The text of the Seventy Years Declaration was published on 20 January 2012 in Defending History, and subsequently in European languages. Its distribution was reported by Roger Cohen in the New York Times, Danna Harman in Haaretz, Frank Brendle in Taz.de, among others. In 2013, its own website was launched. The Declaration forms part of the subject material of the documentary movie Rewriting History, which premiered on Australian television in September 2012.

The Seventy Years Declaration condemns Stalinist tyranny and proposes distinct, separate recognition of the various European tragedies of the 20th century. The SYD explicitly rejects the Prague Declaration and its "attempts to obfuscate the Holocaust by diminishing its uniqueness and deeming it to be equal, similar or equivalent to Communism."

The Declaration also opposes various alleged East European attempts to glorify Nazi collaborator organisations, specifically mentioning the honouring of the Waffen SS in Estonia and Latvia, and the Lithuanian Activist Front in Lithuania. It acknowledges the need to honour Jewish partisans who joined the battle against Hitler, a reference to Lithuanian government efforts to prosecute Holocaust Survivors who joined the resistance. The Declaration opposes attempts to extend the definition of "genocide" to encompass sundry crimes of totalitarian regimes, endorsing instead a strict definition in the spirit of the 1948 definition.

The Seventy Years Declaration was presented to Martin Schulz, president of the European Parliament, on 14 March 2012.

== Response ==
Israeli academic Barry Rubin has written, referring to the initiators of the Seventy Years Declaration, that "a relentless campaign has been waged by a tiny group of people to persuade Jews and Israelis to oppose the June 3, 2008 Prague Declaration on European Conscience and Communism, as if it were some horrible anti-Semitic document. This is a slanderously wrong claim."
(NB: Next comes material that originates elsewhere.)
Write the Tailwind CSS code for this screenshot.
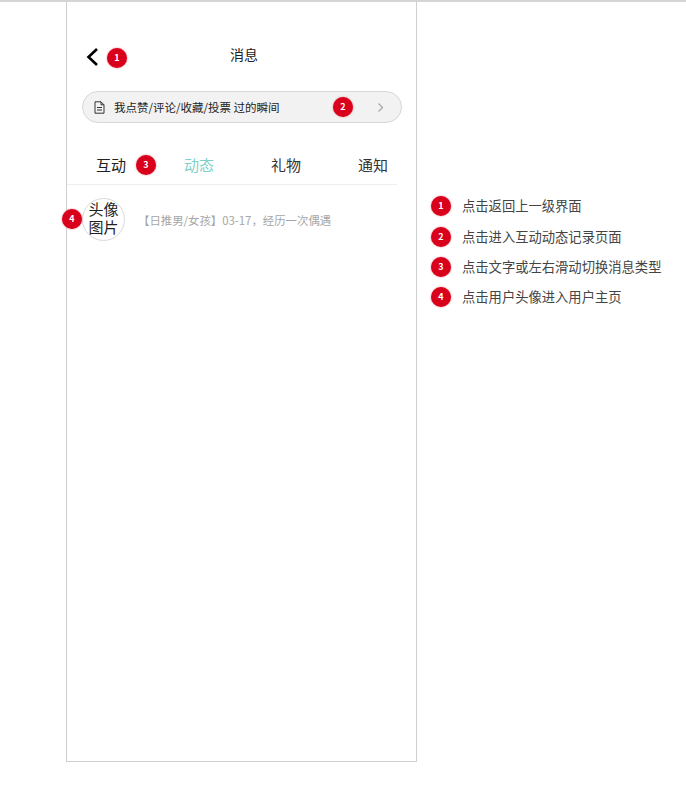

The Seventy Years Declaration was criticized by the Lithuanian foreign minister Audronius Ažubalis, who said in response that "It is not possible to find differences between Hitler and Stalin except in their moustaches (Hitler's was shorter)." The response came in anger at the fact that eight Lithuanian Social Democrats (two MEPs and six MPs) signed the Declaration. A heated debate ensued when a subsequent article by Ažubalis was replied to by MP Vytenis Povilas Andriukaitis, then an opposition spokesman on foreign affairs. The foreign minister's "moustache comparison" resulted in individual letters of praise from British MP Denis MacShane to each of the eight Lithuanian signatories, and to reportage in the New York Times.